Publisher and Release Date: Loveswept, 23 February 2016
Time and Setting: France, 1815
Genre: Historical Romance
Heat Level: 2
Reviewer Rating: 4 stars
Review by Jill
A thief. With a parasol. On a tightrope. Even in his strange world, it was a first.
In Paris of 1815, Napoleon is once again in power after his escape from exile on Elba. France is a hotbed of lying, spying and intrigue. With the allies closing in on Napoleon from outside, many from inside France are also plotting his downfall. For Nicolas Valette, one of police minister Joseph Fouché’s most trusted agents, national patriotism and personal revenge go hand-in-hand.
Marianne Bonnard is a performer at the Cirque Olympique. But her talents are also being used by Jean-Jacques Duval, minister for the Department of Morals. Four years ago she made a deal with Duval that would protect her younger sister, Sophie and allow her to continue working at the circus instead of becoming a prostitute. Her skills allow her to gather information and evidence for Duval, and to plant documents to incriminate his enemies for extortion and blackmail.
Small, agile and fearless, Marianne is just the person Valette needs for a job. When Valette saves both sisters by ‘buying’ them at a brothel sale, he offers them his protection. Marianne knows she owes him, and has no choice in now working for Valette. Taken to an abandoned château in the country, Valette trains her for their mission to free a Royalist supporter imprisoned in the Château de Vincennes, one of France’s most heavily fortified prisons.
This is the debut novel of K.C. Bateman and is a polished and very fine historical romance. Set in Napoleonic France of 1815 (and also for a short time in England later in the story) the different setting alone is enough to gain high marks. Add to that the action and adventure scenes, the competent writing and the building sexual tension between the protagonists, and this is thoroughly deserving of 4 stars.
Marianne though strong and independent, is full of self-doubt about her appearance and sexuality. At only nineteen, she’s had to grow up quickly, taking on the responsibility of her own life as well as that of her younger sister, since their parents’ deaths five years earlier. At times charming, Valette can also be a bully, using threats to make Marianne work hard and train for the mission. Valette is much older, but the sixteen-year age difference between he and Marianne, isn’t obvious. It is afterall a different era, and their relationship doesn’t come across as creepy or inappropriate.

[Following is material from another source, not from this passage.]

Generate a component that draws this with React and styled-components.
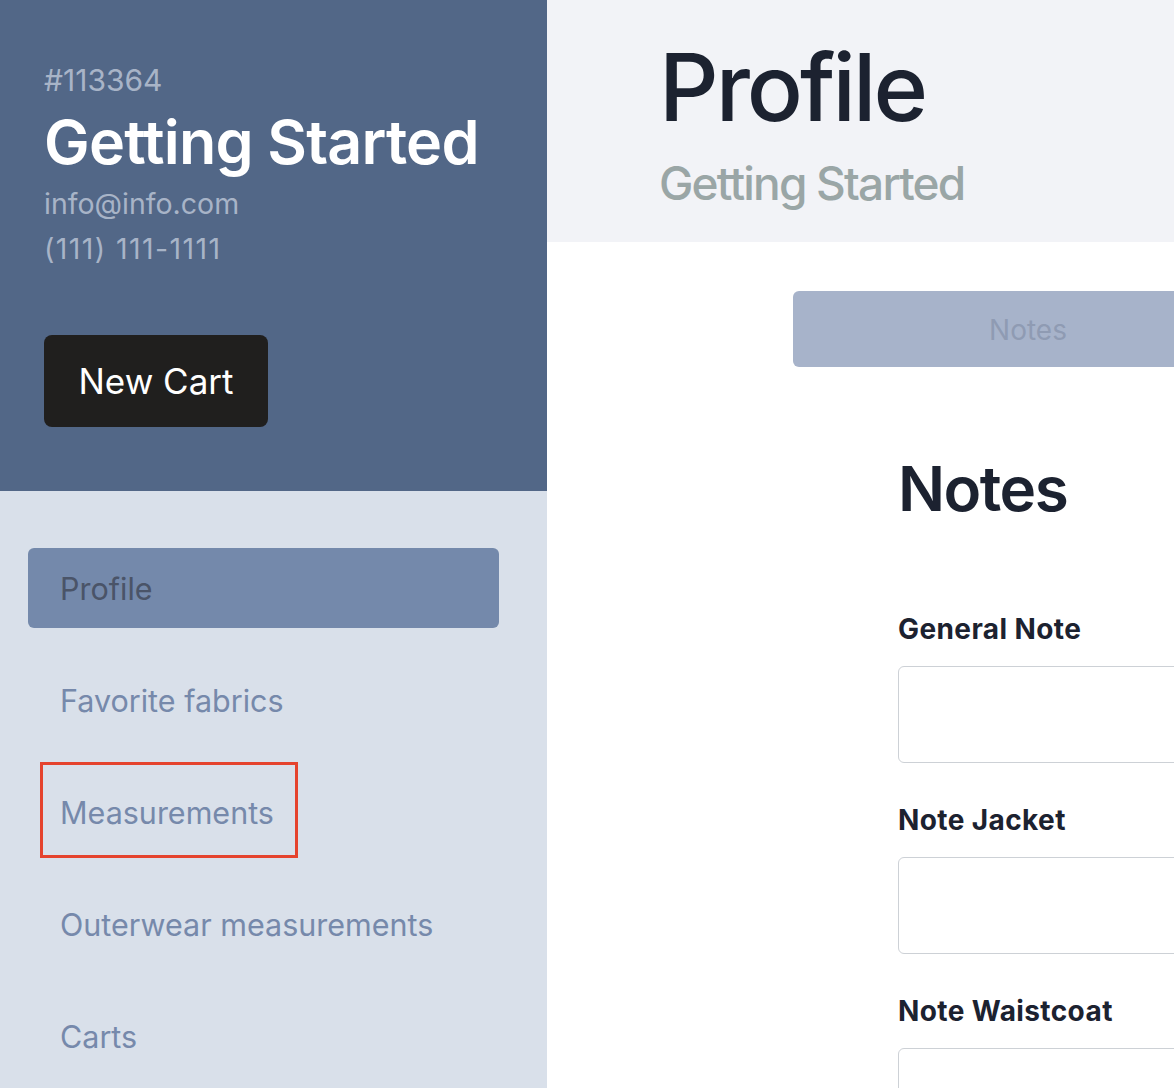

There are only a few minor issues here. Having read a similar plot recently about spies in Napoleonic France of 1815, the writing here is good, but not great when compared to some other historical romance authors. However, this is Ms Bateman’s début. It’s really the plot and setting that carry this novel. The other things may be out of her hands: the title and cover. Ordinarily it doesn’t bother me if the title and cover are fluff. But I don’t think either the title or cover here suit the story.
For readers looking for something different in plot and setting to the usual suspects in historical romances, To Steal a Heart is a recommended read.